§ **Description of the task**: Quote the listing below in full and exactly as written, but omit every picture.

§ **Provided data**:
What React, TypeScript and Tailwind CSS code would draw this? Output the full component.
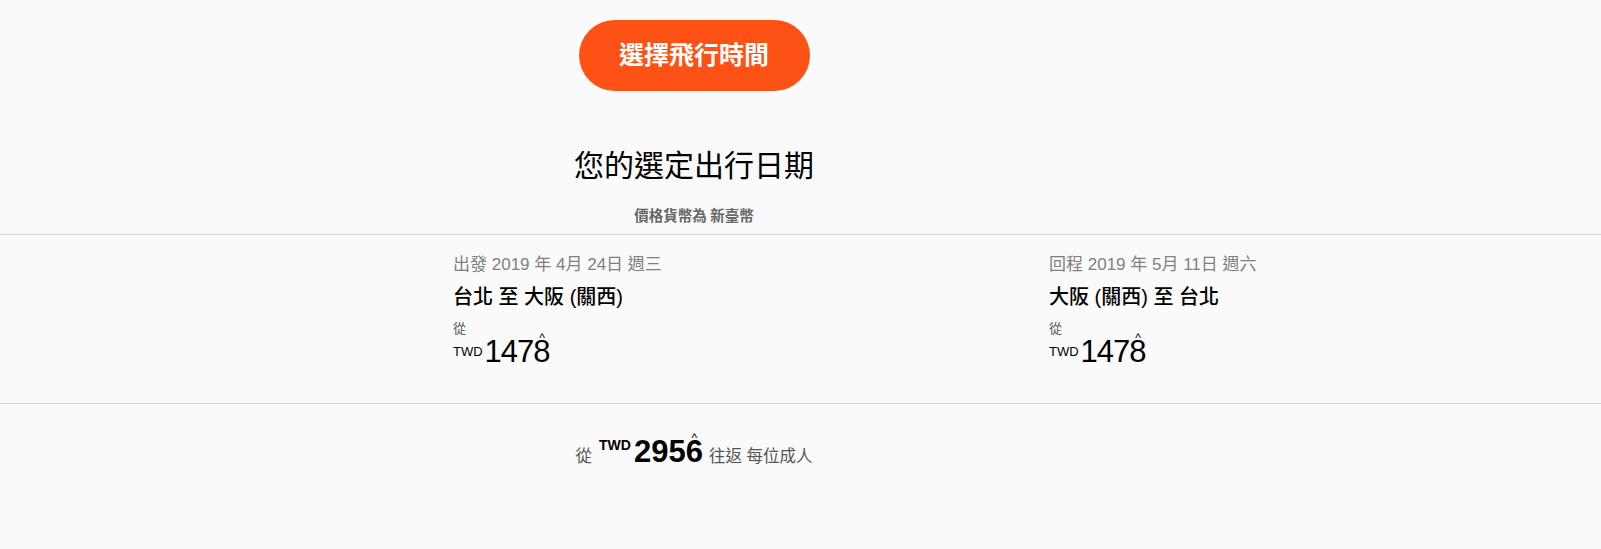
import React from "react";

const sans = { fontFamily: '"Liberation Sans", Arial, "Noto Sans CJK TC", sans-serif' };
const serif = { fontFamily: '"Liberation Serif", "Noto Sans CJK TC", serif' };

function Hat({ children, className }: { children: React.ReactNode; className?: string }) {
  return (
    <span className="relative inline-block">
      {children}
      <span className={"absolute left-1/2 -translate-x-1/2 text-black font-normal " + (className ?? "")}>^</span>
    </span>
  );
}

function Leg({ label, date, route }: { label: string; date: string; route: string }) {
  return (
    <div className="w-[596px] shrink-0 flex flex-col" style={sans}>
      <div className="text-[17px] leading-[20px] text-[#808080]">
        {label} {date}
      </div>
      <div className="mt-[10px] text-[20px] leading-[24px] text-black font-medium">{route}</div>
      <div className="mt-[13px] text-[13px] leading-[14px] text-[#555]">從</div>
      <div className="flex items-end leading-none">
        <span className="text-[13px] text-black mb-[9px]">TWD</span>
        <span className="text-[31px] text-black ml-[2px] tracking-[-1px]">
          147
          <Hat className="text-[12px] top-[-4px]">8</Hat>
        </span>
      </div>
    </div>
  );
}

export default function App() {
  return (
    <div className="w-full min-h-[549px] bg-[#fafafa] overflow-hidden">
      <div className="pl-[453px] pt-[20px]">
        <div className="w-[482px] flex flex-col items-center">
          <button
            className="w-[231px] h-[71px] rounded-full bg-[#fe5116] text-white text-[25px] font-bold"
            style={serif}
          >
            選擇飛行時間
          </button>
          <h1 className="mt-[57px] text-[30px] leading-[36px] text-black font-normal" style={serif}>
            您的選定出行日期
          </h1>
          <div className="mt-[23px] text-[14.5px] leading-[18px] font-bold text-[#666]" style={serif}>
            價格貨幣為 新臺幣
          </div>
        </div>
      </div>
      <div className="mt-[9px] border-t border-[#d6d6d6]" />
      <div className="pl-[453px] pt-[20px] pb-[36px] flex">
        <Leg label="出發" date="2019 年 4月 24日 週三" route="台北 至 大阪 (關西)" />
        <Leg label="回程" date="2019 年 5月 11日 週六" route="大阪 (關西) 至 台北" />
      </div>
      <div className="border-t border-[#d6d6d6]" />
      <div className="pl-[453px] pt-[32px]">
        <div className="w-[482px] flex justify-center items-end leading-none" style={sans}>
          <span className="text-[16.5px] text-[#555] mb-[3px]">從</span>
          <span className="ml-[7px] text-[14px] font-bold text-black mb-[15px]">TWD</span>
          <span className="ml-[3px] text-[31px] font-bold text-black">
            295
            <Hat className="text-[12px] top-[-4px]">6</Hat>
          </span>
          <span className="ml-[6px] text-[16.5px] text-[#555] mb-[3px]">往返 每位成人</span>
        </div>
      </div>
    </div>
  );
}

§ **Task output**:
What React, TypeScript and Tailwind CSS code would draw this? Output the full component.
import React from "react";

const sans = { fontFamily: '"Liberation Sans", Arial, "Noto Sans CJK TC", sans-serif' };
const serif = { fontFamily: '"Liberation Serif", "Noto Sans CJK TC", serif' };

function Hat({ children, className }: { children: React.ReactNode; className?: string }) {
  return (
    <span className="relative inline-block">
      {children}
      <span className={"absolute left-1/2 -translate-x-1/2 text-black font-normal " + (className ?? "")}>^</span>
    </span>
  );
}

function Leg({ label, date, route }: { label: string; date: string; route: string }) {
  return (
    <div className="w-[596px] shrink-0 flex flex-col" style={sans}>
      <div className="text-[17px] leading-[20px] text-[#808080]">
        {label} {date}
      </div>
      <div className="mt-[10px] text-[20px] leading-[24px] text-black font-medium">{route}</div>
      <div className="mt-[13px] text-[13px] leading-[14px] text-[#555]">從</div>
      <div className="flex items-end leading-none">
        <span className="text-[13px] text-black mb-[9px]">TWD</span>
        <span className="text-[31px] text-black ml-[2px] tracking-[-1px]">
          147
          <Hat className="text-[12px] top-[-4px]">8</Hat>
        </span>
      </div>
    </div>
  );
}

export default function App() {
  return (
    <div className="w-full min-h-[549px] bg-[#fafafa] overflow-hidden">
      <div className="pl-[453px] pt-[20px]">
        <div className="w-[482px] flex flex-col items-center">
          <button
            className="w-[231px] h-[71px] rounded-full bg-[#fe5116] text-white text-[25px] font-bold"
            style={serif}
          >
            選擇飛行時間
          </button>
          <h1 className="mt-[57px] text-[30px] leading-[36px] text-black font-normal" style={serif}>
            您的選定出行日期
          </h1>
          <div className="mt-[23px] text-[14.5px] leading-[18px] font-bold text-[#666]" style={serif}>
            價格貨幣為 新臺幣
          </div>
        </div>
      </div>
      <div className="mt-[9px] border-t border-[#d6d6d6]" />
      <div className="pl-[453px] pt-[20px] pb-[36px] flex">
        <Leg label="出發" date="2019 年 4月 24日 週三" route="台北 至 大阪 (關西)" />
        <Leg label="回程" date="2019 年 5月 11日 週六" route="大阪 (關西) 至 台北" />
      </div>
      <div className="border-t border-[#d6d6d6]" />
      <div className="pl-[453px] pt-[32px]">
        <div className="w-[482px] flex justify-center items-end leading-none" style={sans}>
          <span className="text-[16.5px] text-[#555] mb-[3px]">從</span>
          <span className="ml-[7px] text-[14px] font-bold text-black mb-[15px]">TWD</span>
          <span className="ml-[3px] text-[31px] font-bold text-black">
            295
            <Hat className="text-[12px] top-[-4px]">6</Hat>
          </span>
          <span className="ml-[6px] text-[16.5px] text-[#555] mb-[3px]">往返 每位成人</span>
        </div>
      </div>
    </div>
  );
}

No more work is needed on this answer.